Il quadro politico italiano non è paragonabile a quello di Israele, tuttavia il riferimento a Kadima lo fanno esplicitamente Casini e Buttiglione. Qualche ragione ci sarà. Lo schema mentale di Casini è quello d'un partito di centro cattolico, moderato e liberale che alimenti il cosiddetto regime dei due forni e cioè tre partiti sulla scacchiera, uno a destra, l'altro a sinistra un terzo al centro e quest'ultimo come ago della bilancia che decida quando e con chi di volta in volta allearsi. Non a caso questo schema, quest'ipotesi di lavoro è sostenuta da gran parte dei "media" che danno voce a interessi forti la cui moneta è rappresentata dallo scambio dei favori e dalla reciproca protezione.

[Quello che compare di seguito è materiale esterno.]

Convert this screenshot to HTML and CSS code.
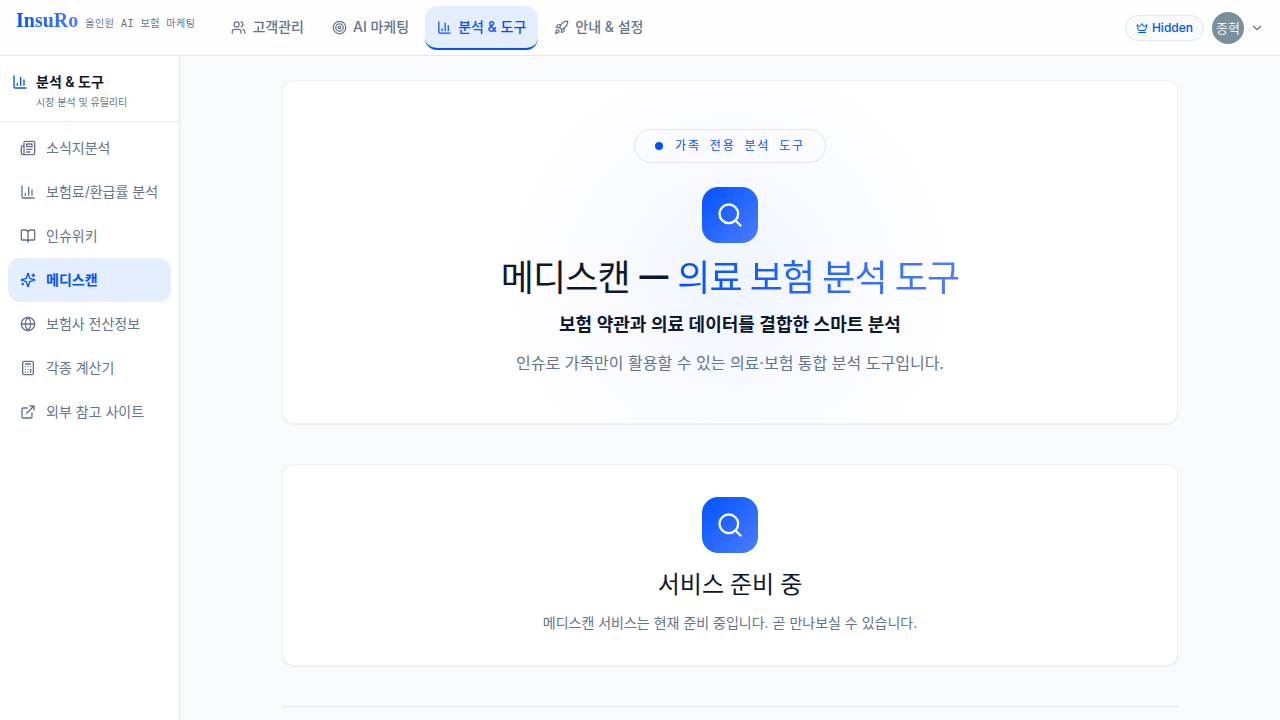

Nei mesi che ci stanno alle spalle abbiamo assistito ad una campagna di delegittimazione sistematica nei confronti di Veltroni e del Pd, rei di non piegarsi a sufficienza alla connivenza con il centro e con la destra. Veltroni ha commesso un errore e l'abbiamo già indicato, ma ha resistito a quella pressione che però ha infine raggiunto l'obiettivo che perseguiva ottenendo il suo ritiro. Non è tuttavia riuscita a far implodere il Partito democratico e personalmente mi auguro che non ci riuscirà.

La politica dei due forni d'altra parte è irrealizzabile per una decisiva ragione. Essa presuppone che i due forni, cioè i due piatti della bilancia, siano solidi e di forza equivalente. Quello di destra è in realtà fortissimo, almeno fino a quando il populismo di Berlusconi farà presa sulla maggioranza degli elettori. Quello di sinistra è fragile, alla ricerca di una identità nuova che superi le storie antiche e ormai inservibili. Senza una sinistra salda non esiste l'ago della bilancia perché non esiste la bilancia. Ci sarebbe soltanto un centro aggregabile alla destra o relegato al margine della scacchiera. La sinistra scomparirebbe in una palude di sabbie mobili lasciando senza rappresentanza politica una massa di ceti sociali privi di poteri di negoziazione e inchiodati ad un rapporto perverso tra padroni e servi. Con una regressione sempre più rapida della Chiesa verso un ruolo lobbistico colluso con un governo di atei devoti.

Con l'elezione del nuovo segretario del Pd comincia l'ultimo atto di un percorso accidentato ma forse più consapevole e più partecipato. È auspicabile per la democrazia italiana che da qui si riparta con nuova lena e intatte speranze.